◆ **What you are asked to do**:
Reproduce, please, the span of lines beginning at the line with "Convert this screenshot" and ending at the line with "import React from", inclusive, minus any pictures.

::::::::

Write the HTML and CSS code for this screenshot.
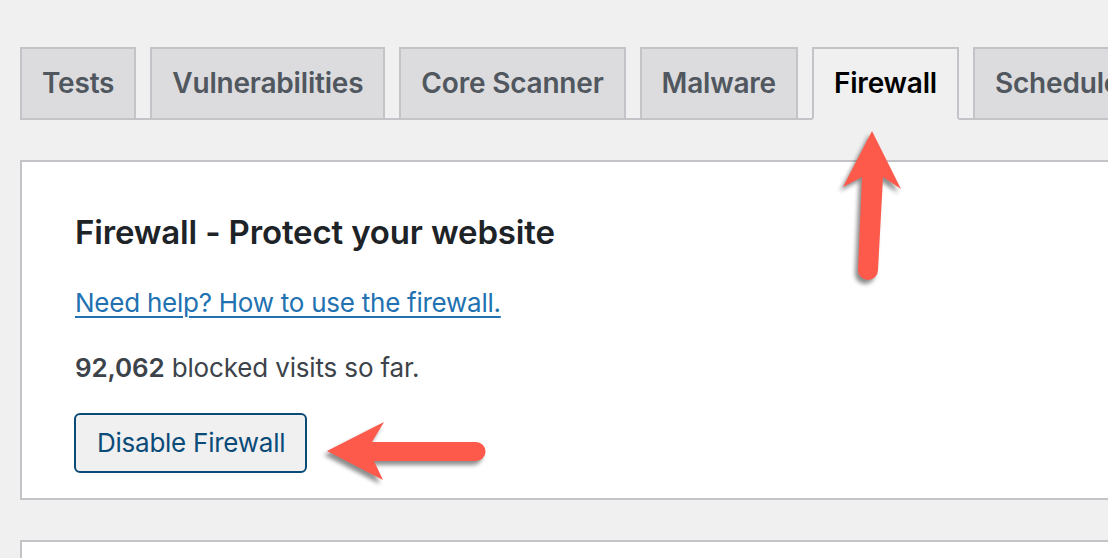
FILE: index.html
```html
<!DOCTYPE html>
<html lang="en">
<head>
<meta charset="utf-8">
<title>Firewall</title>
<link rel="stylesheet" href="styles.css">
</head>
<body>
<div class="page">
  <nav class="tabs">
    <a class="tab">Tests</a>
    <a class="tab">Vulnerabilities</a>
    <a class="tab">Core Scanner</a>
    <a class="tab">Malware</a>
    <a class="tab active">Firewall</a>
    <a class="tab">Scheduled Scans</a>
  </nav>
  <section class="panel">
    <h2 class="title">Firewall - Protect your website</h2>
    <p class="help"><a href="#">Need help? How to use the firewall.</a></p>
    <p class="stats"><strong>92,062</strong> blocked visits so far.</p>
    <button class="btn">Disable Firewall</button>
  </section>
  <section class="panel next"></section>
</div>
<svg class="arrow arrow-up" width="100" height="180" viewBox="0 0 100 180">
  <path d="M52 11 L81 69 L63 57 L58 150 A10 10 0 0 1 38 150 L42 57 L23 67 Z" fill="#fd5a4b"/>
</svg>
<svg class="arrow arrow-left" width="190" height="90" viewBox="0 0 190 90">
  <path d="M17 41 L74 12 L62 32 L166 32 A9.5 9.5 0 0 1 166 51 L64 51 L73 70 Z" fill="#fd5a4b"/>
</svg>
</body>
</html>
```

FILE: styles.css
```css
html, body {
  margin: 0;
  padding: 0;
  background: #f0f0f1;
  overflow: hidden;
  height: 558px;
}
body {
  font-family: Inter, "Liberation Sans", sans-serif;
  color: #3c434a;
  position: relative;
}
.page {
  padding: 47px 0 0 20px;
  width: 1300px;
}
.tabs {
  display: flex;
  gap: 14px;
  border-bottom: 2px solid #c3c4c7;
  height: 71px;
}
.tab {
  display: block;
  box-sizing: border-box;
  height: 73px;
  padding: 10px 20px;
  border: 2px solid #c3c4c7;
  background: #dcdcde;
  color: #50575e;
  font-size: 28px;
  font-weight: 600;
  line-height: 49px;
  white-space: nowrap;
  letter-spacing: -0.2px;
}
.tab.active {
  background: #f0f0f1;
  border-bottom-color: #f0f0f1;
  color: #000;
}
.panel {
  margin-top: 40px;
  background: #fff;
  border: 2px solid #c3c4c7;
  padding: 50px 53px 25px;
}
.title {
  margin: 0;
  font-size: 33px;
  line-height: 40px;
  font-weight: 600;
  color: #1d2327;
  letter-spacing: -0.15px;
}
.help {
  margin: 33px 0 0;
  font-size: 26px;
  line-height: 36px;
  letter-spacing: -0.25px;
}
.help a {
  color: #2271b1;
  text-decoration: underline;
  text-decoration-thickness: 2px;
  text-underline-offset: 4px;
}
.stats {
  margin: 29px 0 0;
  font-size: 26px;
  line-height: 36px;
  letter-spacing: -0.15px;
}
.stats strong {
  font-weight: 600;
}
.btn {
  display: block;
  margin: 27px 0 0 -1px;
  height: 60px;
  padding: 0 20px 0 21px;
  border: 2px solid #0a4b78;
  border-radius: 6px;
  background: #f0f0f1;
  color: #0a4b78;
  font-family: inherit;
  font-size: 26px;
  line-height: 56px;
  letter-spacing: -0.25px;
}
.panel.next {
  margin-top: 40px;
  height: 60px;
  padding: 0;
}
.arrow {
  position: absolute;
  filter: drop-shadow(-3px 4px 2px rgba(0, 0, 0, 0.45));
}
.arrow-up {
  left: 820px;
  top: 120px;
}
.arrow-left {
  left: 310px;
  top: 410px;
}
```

::::::::

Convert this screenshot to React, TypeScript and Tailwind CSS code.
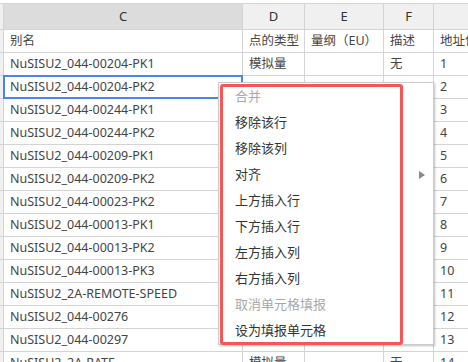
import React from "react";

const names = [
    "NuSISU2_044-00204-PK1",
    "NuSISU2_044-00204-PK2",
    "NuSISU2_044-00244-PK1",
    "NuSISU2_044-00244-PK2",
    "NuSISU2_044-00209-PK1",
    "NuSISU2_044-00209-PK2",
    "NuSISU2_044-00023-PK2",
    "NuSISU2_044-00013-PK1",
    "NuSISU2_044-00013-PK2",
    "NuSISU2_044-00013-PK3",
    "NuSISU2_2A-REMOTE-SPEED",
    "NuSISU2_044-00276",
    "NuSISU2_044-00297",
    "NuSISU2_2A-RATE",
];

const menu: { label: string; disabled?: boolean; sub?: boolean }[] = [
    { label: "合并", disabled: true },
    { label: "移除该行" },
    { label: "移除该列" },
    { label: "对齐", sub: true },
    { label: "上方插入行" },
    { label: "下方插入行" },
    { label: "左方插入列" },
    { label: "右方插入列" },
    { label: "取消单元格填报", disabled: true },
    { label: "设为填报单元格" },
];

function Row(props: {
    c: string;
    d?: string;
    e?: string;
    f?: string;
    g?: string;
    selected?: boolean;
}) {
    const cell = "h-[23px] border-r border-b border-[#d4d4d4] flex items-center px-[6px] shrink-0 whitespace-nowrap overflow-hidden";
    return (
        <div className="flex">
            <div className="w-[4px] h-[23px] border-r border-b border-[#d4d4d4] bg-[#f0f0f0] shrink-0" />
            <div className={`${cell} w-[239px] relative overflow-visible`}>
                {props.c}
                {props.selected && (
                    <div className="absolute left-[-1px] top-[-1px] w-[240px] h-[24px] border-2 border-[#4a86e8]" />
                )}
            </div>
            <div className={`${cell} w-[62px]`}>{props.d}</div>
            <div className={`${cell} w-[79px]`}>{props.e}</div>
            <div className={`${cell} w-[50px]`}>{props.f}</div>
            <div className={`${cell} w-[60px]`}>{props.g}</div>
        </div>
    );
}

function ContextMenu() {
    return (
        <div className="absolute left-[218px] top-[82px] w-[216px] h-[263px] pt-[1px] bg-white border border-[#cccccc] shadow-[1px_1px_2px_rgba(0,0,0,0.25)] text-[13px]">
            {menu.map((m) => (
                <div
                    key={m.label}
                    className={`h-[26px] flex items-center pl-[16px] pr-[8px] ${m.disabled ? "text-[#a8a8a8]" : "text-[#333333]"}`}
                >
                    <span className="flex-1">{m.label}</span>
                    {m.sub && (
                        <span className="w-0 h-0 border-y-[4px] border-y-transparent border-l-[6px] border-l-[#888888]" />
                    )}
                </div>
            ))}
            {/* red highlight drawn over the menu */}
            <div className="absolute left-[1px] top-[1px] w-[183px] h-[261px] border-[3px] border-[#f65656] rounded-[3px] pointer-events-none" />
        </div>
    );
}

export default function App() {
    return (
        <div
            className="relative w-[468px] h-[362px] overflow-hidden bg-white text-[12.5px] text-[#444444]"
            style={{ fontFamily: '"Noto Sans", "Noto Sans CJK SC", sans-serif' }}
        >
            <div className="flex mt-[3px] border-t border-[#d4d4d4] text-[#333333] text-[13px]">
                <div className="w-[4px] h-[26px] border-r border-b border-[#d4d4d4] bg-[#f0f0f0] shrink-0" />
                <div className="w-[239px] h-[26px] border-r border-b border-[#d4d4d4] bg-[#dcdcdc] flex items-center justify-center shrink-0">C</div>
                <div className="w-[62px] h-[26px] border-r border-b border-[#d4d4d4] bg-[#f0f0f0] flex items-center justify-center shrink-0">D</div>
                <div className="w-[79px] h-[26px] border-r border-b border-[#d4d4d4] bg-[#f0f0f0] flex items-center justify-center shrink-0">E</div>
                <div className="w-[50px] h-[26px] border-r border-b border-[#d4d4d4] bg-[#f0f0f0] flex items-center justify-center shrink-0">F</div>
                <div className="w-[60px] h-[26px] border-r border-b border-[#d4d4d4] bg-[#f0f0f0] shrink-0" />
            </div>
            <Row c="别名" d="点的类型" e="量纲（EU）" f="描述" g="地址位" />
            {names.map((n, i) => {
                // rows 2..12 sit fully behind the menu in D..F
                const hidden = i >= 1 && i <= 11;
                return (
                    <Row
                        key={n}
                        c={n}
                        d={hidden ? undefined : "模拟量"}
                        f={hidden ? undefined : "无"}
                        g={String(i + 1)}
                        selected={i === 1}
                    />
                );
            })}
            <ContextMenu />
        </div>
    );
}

::::::::

◆ **Task solution**:
Convert this screenshot to React, TypeScript and Tailwind CSS code.
import React from "react";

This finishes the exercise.